Quando Ivan Scalfarotto appena eletto chiese di estendere l’assicurazione sanitaria per il suo compagno – assicurazione prevista per i/le parlamentari e per i/le loro partner – non ha preteso un trattamento diverso, ma che un diritto dovuto si applicasse alla sua situazione. Nessuno lo ha mai costretto a scegliere tra quello o una situazione intermedia. Nel gruppo dei/lle rappresentanti dello Stato, in cui con ogni evidenza ci si percepisce tra pari, è stato trattato come chiunque altro/a. E a ragione, per quello che mi riguarda: Scalfarotto è stato trattato come un deputato sposato ed eterosessuale, il parlamento ha riconosciuto piena dignità al suo legame ed è questo il principio su cui focalizzare la nostra attenzione.

Perché questa premessa? Ieri si è tenuto un incontro tra il Coordinamento Roma Pride e le altre realtà nazionali per capire quale strategia approntare in vista del ddl sulle unioni civili previsto per settembre. Il movimento ha decretato una serie di urgenze: la calendarizzazione della legge (come sottolineato da Imma Battaglia) innanzi tutto. E non sono mancati i bagni di realismo: la legge, così com’è, verrà molto probabilmente azzoppata su temi caldissimi, come ha fatto notare Lucia Caponera di Arcilesbica, quali la stepchild adoption e la reversibilità della pensione.
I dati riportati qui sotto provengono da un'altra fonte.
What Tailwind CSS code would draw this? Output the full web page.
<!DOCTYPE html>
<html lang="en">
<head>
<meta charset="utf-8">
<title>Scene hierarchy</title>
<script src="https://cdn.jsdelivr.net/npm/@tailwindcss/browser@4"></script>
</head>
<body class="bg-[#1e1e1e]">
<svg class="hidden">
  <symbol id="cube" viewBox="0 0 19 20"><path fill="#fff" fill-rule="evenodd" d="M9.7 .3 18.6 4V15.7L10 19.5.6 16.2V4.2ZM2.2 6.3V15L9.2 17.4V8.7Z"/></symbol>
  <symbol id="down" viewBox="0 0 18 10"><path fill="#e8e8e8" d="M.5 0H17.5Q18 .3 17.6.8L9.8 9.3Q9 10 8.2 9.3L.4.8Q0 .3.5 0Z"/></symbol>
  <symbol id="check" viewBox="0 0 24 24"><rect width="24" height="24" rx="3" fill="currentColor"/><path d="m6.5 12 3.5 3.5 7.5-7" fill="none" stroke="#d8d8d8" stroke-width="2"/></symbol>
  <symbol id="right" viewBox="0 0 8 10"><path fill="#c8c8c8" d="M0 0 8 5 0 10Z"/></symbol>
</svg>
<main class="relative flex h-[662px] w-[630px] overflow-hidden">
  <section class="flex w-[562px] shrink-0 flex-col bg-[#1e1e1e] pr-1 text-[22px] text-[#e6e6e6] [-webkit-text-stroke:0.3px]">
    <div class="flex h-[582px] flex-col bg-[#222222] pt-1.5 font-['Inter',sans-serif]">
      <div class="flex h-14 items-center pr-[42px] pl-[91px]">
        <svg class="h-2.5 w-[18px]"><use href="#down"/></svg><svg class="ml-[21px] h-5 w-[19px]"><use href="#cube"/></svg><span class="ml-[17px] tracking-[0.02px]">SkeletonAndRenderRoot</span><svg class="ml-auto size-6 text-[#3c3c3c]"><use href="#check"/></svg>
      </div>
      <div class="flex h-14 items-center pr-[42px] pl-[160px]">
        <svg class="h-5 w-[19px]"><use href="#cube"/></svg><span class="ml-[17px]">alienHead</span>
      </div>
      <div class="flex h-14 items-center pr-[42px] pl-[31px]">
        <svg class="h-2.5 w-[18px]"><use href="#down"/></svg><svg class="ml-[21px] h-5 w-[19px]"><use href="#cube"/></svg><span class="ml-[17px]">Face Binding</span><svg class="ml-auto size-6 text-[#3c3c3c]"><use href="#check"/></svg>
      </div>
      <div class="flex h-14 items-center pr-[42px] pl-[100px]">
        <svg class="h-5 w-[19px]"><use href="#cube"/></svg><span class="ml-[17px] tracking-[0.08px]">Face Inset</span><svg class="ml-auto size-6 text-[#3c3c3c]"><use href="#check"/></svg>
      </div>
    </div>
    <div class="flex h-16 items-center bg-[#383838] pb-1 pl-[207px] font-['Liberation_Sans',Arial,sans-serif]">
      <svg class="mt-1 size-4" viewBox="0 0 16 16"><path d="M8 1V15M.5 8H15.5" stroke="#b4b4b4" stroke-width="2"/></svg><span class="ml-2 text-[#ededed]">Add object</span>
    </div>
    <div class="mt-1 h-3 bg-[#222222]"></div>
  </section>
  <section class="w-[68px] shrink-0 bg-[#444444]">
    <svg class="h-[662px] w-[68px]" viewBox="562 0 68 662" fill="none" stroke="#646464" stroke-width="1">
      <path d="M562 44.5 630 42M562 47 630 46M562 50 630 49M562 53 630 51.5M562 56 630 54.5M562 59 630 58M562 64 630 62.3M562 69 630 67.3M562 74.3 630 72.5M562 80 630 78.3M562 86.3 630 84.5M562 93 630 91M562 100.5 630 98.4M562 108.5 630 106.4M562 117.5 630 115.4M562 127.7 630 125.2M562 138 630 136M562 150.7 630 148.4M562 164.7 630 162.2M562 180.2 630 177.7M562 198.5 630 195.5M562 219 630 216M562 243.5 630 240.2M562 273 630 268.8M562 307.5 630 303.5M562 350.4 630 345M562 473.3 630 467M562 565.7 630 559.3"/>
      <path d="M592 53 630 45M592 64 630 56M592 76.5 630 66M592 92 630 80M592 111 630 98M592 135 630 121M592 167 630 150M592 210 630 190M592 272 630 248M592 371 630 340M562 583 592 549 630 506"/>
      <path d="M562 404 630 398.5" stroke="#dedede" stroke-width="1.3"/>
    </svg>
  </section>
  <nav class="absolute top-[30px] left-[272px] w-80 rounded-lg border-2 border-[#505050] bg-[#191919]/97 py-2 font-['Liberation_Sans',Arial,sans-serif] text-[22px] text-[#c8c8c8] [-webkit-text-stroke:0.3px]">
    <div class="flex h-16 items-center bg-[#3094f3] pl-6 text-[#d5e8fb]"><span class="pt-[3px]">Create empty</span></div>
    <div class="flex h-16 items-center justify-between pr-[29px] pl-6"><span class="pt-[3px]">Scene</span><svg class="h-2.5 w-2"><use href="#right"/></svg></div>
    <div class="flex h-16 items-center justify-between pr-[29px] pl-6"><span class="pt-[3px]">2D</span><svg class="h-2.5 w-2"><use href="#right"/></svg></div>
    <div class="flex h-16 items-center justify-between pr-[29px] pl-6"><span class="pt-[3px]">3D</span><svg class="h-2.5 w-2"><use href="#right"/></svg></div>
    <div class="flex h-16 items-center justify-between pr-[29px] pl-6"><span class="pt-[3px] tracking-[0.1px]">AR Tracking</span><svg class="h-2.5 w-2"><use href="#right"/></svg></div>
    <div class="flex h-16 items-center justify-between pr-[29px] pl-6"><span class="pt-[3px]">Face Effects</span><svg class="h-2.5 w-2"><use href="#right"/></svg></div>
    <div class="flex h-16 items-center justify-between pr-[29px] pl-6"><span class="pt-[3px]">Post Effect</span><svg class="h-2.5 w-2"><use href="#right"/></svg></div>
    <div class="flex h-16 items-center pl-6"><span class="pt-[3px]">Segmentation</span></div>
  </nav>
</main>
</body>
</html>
Altri, come Vincenzo Branà di Arcigay Bologna, hanno posto l’accento sui limiti che la legge, così com’è, presenta: l’adozione del figlio del partner garantirebbe prevalentemente quelle coppie che hanno i soldi per poter ricorrere alla surrogacy, per non parlare del rischio di “repentine retromarce”, speculare ai piccoli passi e sostanziale azzoppamento di un effettivo miglioramento per le condizioni di vita delle persone LGBT, come già successo per la legge Mancino che invece di essere estesa per i crimini di omo-transfobia ha limitato gli effetti anche per i reati su razzismo e antisemitismo.

Andrea Maccarrone, presidente del circolo Mario Mieli di Roma, ha inoltre auspicato la massima unità del movimento rispetto non solo alla legge, ma all’impianto filosofico-giuridico che essa contiene. Perché una cosa è un pacchetto di provvedimenti, sui quali questa o quella realtà può riconoscersi – e questo potrebbe avere effetto disgregante per la gay community – un’altra è mantenere fermo il concetto della piena parità giuridica. E qui torniamo al punto di partenza. 

Il movimento LGBT, in altre parole, si trova di fronte a un bivio: quello di accettare qualsiasi compromesso o fare i conti con un senso di dignità che dovrebbe essere trattato in modo diverso rispetto a una qualsiasi questione sindacale. Perché la vita di un essere umano, soprattutto se appartenente a una minoranza discriminata, non dovrebbe essere messa sotto trattativa. Non su aspetti così intimi, privati e fragili, come la gestione di un sentimento, il progetto di vita conseguente, il suo riconoscimento, la tutela che gli si dovrebbe. Il movimento non ha ancora trovato una risposta, rispetto a questo interrogativo che si configura come lacerante. C’è la voglia di parlarsi, di interloquire con le istituzioni, di valutare cosa verrà effettivamente proposto. Per questa ragione si è deciso di riaggiornarsi a settembre.

Personalmente credo, come ho già detto in più occasioni, che una proposta che equipari al matrimonio le unioni di gay e lesbiche sia già il massimo grado di mediazione possibile. Al di sotto delle civil partnership, così come presentate nel ddl Cirinnà, ci sarebbe solo una sorta di apartheid giuridico che sancirebbe, per legge, la disparità di trattamento delle persone LGBT. Occorrerebbe interrogarsi, anche come singoli/e e non solo come movimento o comunità, se una legge che prevede “dependance” giuridiche esclusive ed escludenti apporti un effettivo miglioramento per le nostre condizioni di vita e, quindi, per la nostra dignità di esseri umani. Magari prendendo come punto di riferimento Scalfarotto, per una volta. Il quale ha fondato un’associazione di aziende gay-friendly, intitolata a Rosa Parks. Per chi non la conoscesse, una signora che si ribellò al segregazionismo americano, chiedendo e ottenendo di potersi sedere in autobus nei posti riservati ai bianchi. E attenzione: quegli stessi sedili. Non accontentandosi di un mezzo con un nome diverso, con meno fermate programmate e che l’avrebbe lasciata comunque più lontana rispetto a dove voleva arrivare. Ricordiamocelo sempre.